Qué queréis que os diga. A mí me parece de lo más normal, al
menos en este país. ¿Creéis que, en este mismo momento que estáis leyendo, no
hay miembros del PSOE, Ciudadanos o Podemos quejándose de los que mandan en su partido con
algún compañero de fatigas o con su pareja? Os recuerdo que hace poco más de un
año en Ferraz
andaban a gorrazos. El partido
naranja, eufórico ahora por los sondeos, en los últimos meses ha sufrido
un goteo de ciento y pico bajas de concejales
en varios Ayuntamientos.
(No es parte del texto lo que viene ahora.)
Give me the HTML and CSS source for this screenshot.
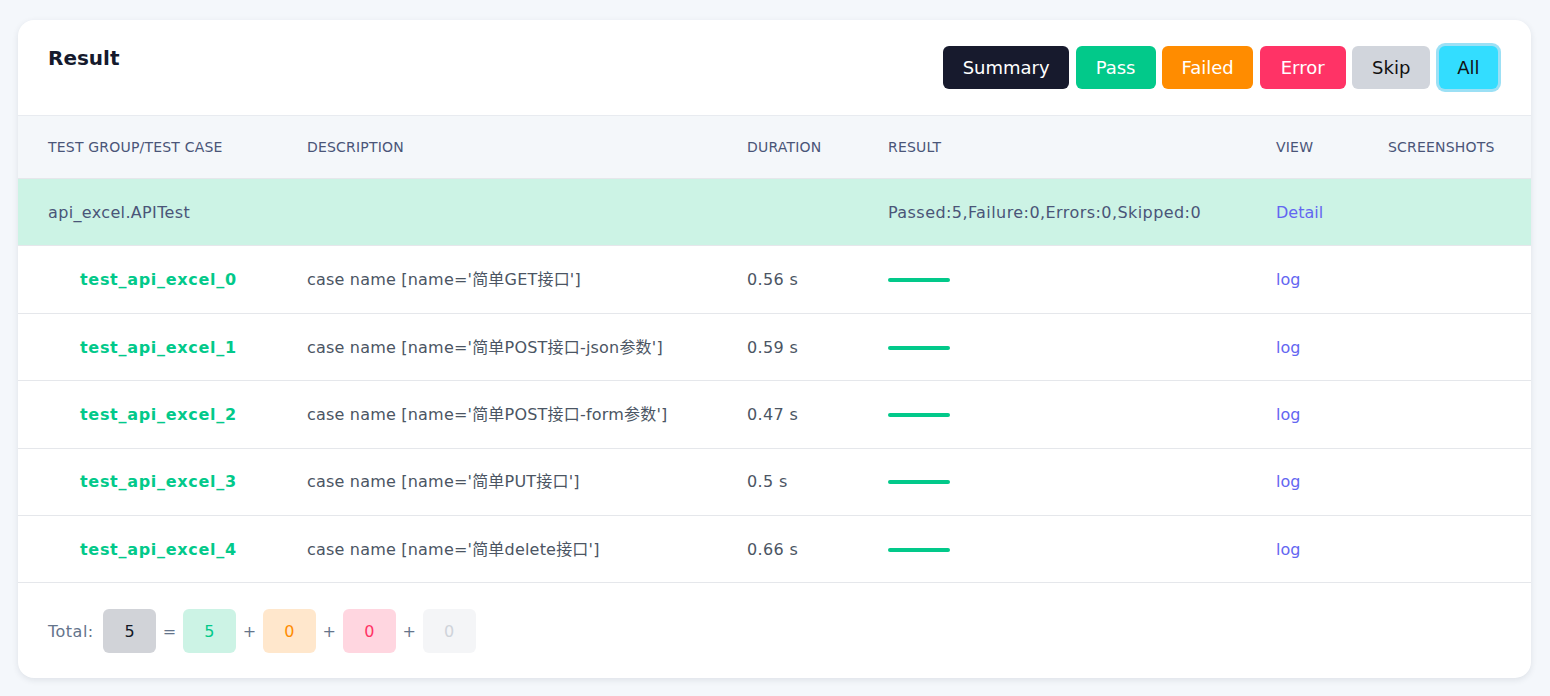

Y en cuanto a la breve historia de Podemos, está plagada de conflictos
internos.
Pero la falta de armonía no es algo exclusivo de los
partidos, por eso de que está en juego el poder. Fuera de la política, en la
vida ‘real’ cotidiana, es algo muy común y consustancial con el ser humano. Por ejemplo, que levante la mano quien no haya hablado mal nunca del jefe o de un compañero a sus espaldas. No conozco ningún entorno laboral tan idílico, a no ser los mundos de Yupi. Que si es un incapaz que ha llegado donde ha llegado por
méritos cuestionables. Que si es un trepa de mucho cuidado. Que si ha resultado
ser el rey del escaqueo. Que si estoy hasta las narices de cubrirle las espaldas… No me negaréis que son algunos de los argumentos más
recurrentes en los lugares de trabajo. O así era hasta que tuve mi última
experiencia laboral.
Por definición el empleado suele echar pestes del jefe,
probablemente por envidiar su puesto o más bien su sueldo. En cuanto a la
difícil relación con los colegas, en estos ambientes siempre suele colarse
algún empleado tóxico que va generando malos rollos y peores vibraciones. Este
tipo no es el único peligroso. Hay muchos otros tipos
de empleado que también pueden inquietar, tantos como tipos de seres humanos, así que detectarlos a
tiempo y saber cómo relacionarse con ellos es vital para mantener la paz
laboral y la salud mental. Con este panorama se consideraría un triunfo digno de medalla abstraerse tanto como para no caer en la tentación de criticar al vecino de escritorio, con el que tratas de tener el
mínimo contacto porque no le soportas.
Yo también he coincidido laboralmente con gente a la que no
tragaba y sobre la que me resultaba imposible destacar nada bueno. Recuerdo un
compañero que tenía la costumbre de comer maíz tostado con la boca abierta para matar el hambre a mediodía y se cortaba las uñas de las manos en su escritorio cuando las veía
demasiado largas. No sé cuál de las dos prácticas me consumía más. Nunca fui
capaz de recriminarle nada, aunque sí comenté con otros compañeros a sus
espaldas esas dos insoportables manías. En mi itinerario laboral también me he visto obligada a compartir espacio con colegas cuyo penetrante olor a sudor llegaba a
marearme. Tampoco osé alertarles sobre el particular ni aconsejarles un buen
desodorante, pero eran habituales los chascarrillos con el resto de compañeros
al respecto. Y, cómo no, también me he cruzado en el camino profesional con
caraduras, trepas, manipuladores, egoístas, incapaces, traidores, vagos y algún
adjetivo más, que en ocasiones me pusieron las cosas difíciles y a los que no
llegué a hacer vudú de milagro. Nunca les dije a la cara lo que me provocaban,
pero con otros damnificados, en petit comité, me explayaba a gusto.
Imagino que esas personas (a las que incluso se llega a añorar cuando uno esta desempleado) serían conscientes de la antipatía
que despertaban en mí, dada mi incapacidad para disimular mis sentimientos o reírles las gracias. Es más, sospecho que la animadversión podría ser mutua. Pero evitar el trato o mantener las distancias no
suele ser la reacción habitual. En todos los lugares de trabajo por los que he
pasado he visto conflictos y he oído comentarios que no aguantarían la prueba
del micrófono oculto, auténticas historias para no dormir que luego se
evaporaban cuando coincidían todos los implicados presentes, más dispuestos a
abrazarse y darse palmaditas en la espalda que a expresar de frente lo que
opinaban los unos de los otros. Inmediatamente después, una vez dispersados,
volvían a pitarles a todos los oídos, en especial el izquierdo que, como dice la
leyenda urbana, es el que pita cuando a uno lo están poniendo de vuelta y
media.
Lo peor no es que alguien critique a otra persona a sus
espaldas; lo realmente patético es que luego a la cara le diga te amo o que se
emocione hasta las lágrimas tan solo con citar en público su nombre.